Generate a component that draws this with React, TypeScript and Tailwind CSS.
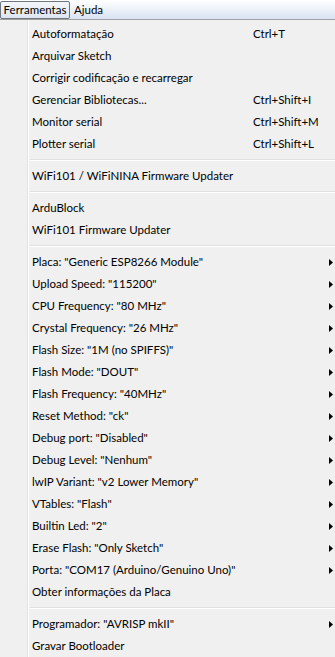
import React from 'react'

type Item =
  | { kind: 'sep' }
  | { kind: 'item'; label: string; shortcut?: string; sub?: boolean }

const items: Item[] = [
  { kind: 'item', label: 'Autoformatação', shortcut: 'Ctrl+T' },
  { kind: 'item', label: 'Arquivar Sketch' },
  { kind: 'item', label: 'Corrigir codificação e recarregar' },
  { kind: 'item', label: 'Gerenciar Bibliotecas...', shortcut: 'Ctrl+Shift+I' },
  { kind: 'item', label: 'Monitor serial', shortcut: 'Ctrl+Shift+M' },
  { kind: 'item', label: 'Plotter serial', shortcut: 'Ctrl+Shift+L' },
  { kind: 'sep' },
  { kind: 'item', label: 'WiFi101 / WiFiNINA Firmware Updater' },
  { kind: 'sep' },
  { kind: 'item', label: 'ArduBlock' },
  { kind: 'item', label: 'WiFi101 Firmware Updater' },
  { kind: 'sep' },
  { kind: 'item', label: 'Placa: "Generic ESP8266 Module"', sub: true },
  { kind: 'item', label: 'Upload Speed: "115200"', sub: true },
  { kind: 'item', label: 'CPU Frequency: "80 MHz"', sub: true },
  { kind: 'item', label: 'Crystal Frequency: "26 MHz"', sub: true },
  { kind: 'item', label: 'Flash Size: "1M (no SPIFFS)"', sub: true },
  { kind: 'item', label: 'Flash Mode: "DOUT"', sub: true },
  { kind: 'item', label: 'Flash Frequency: "40MHz"', sub: true },
  { kind: 'item', label: 'Reset Method: "ck"', sub: true },
  { kind: 'item', label: 'Debug port: "Disabled"', sub: true },
  { kind: 'item', label: 'Debug Level: "Nenhum"', sub: true },
  { kind: 'item', label: 'lwIP Variant: "v2 Lower Memory"', sub: true },
  { kind: 'item', label: 'VTables: "Flash"', sub: true },
  { kind: 'item', label: 'Builtin Led: "2"', sub: true },
  { kind: 'item', label: 'Erase Flash: "Only Sketch"', sub: true },
  { kind: 'item', label: 'Porta: "COM17 (Arduino/Genuino Uno)"', sub: true },
  { kind: 'item', label: 'Obter informações da Placa' },
  { kind: 'sep' },
  { kind: 'item', label: 'Programador: "AVRISP mkII"', sub: true },
  { kind: 'item', label: 'Gravar Bootloader' },
]

function SubArrow() {
  return (
    <svg width="4" height="7" viewBox="0 0 4 7" className="shrink-0">
      <path d="M0 0 L4 3.5 L0 7 Z" fill="#000" />
    </svg>
  )
}

export default function App() {
  return (
    <div className="w-[335px] h-[657px] overflow-hidden bg-[#f0f0f0] text-[11.5px] text-black font-['Lato',sans-serif] leading-none">
      {/* menu bar */}
      <div className="flex h-[20px] items-start border-b border-[#a0a0a0] bg-gradient-to-b from-white to-[#dae3f3]">
        <div className="mt-px flex h-[18px] w-[70px] items-center justify-center rounded-[2px] border border-[#6e7681] bg-gradient-to-b from-[#f4f6fa] to-[#dfe6f2]">
          Ferramentas
        </div>
        <div className="flex h-[19px] items-center px-[4px]">Ajuda</div>
      </div>

      {/* popup */}
      <div className="flex h-[637px]">
        <div className="w-[27px] shrink-0" />
        <div className="w-px shrink-0 bg-[#e2e3e3]" />
        <div className="w-px shrink-0 bg-white" />
        <div className="flex-1 pt-[3px]">
          {items.map((it, i) =>
            it.kind === 'sep' ? (
              <div key={i} className="flex h-[10px] flex-col justify-center pl-px">
                <div className="h-px bg-[#e0e0e0]" />
                <div className="h-px bg-white" />
              </div>
            ) : (
              <div key={i} className="flex h-[22px] items-center pl-[3px] pr-[2px]">
                <span className="flex-1 whitespace-nowrap">{it.label}</span>
                {it.shortcut && <span className="w-[80px] whitespace-nowrap">{it.shortcut}</span>}
                {it.sub && <SubArrow />}
              </div>
            )
          )}
        </div>
      </div>
    </div>
  )
}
====================
• Your goal: Transcribe exactly, with no pictures, the lines running from the first line of the material through the line holding "string; shortcut?: string;".

• Answer:
Generate a component that draws this with React, TypeScript and Tailwind CSS.
import React from 'react'

type Item =
  | { kind: 'sep' }
  | { kind: 'item'; label: string; shortcut?: string; sub?: boolean }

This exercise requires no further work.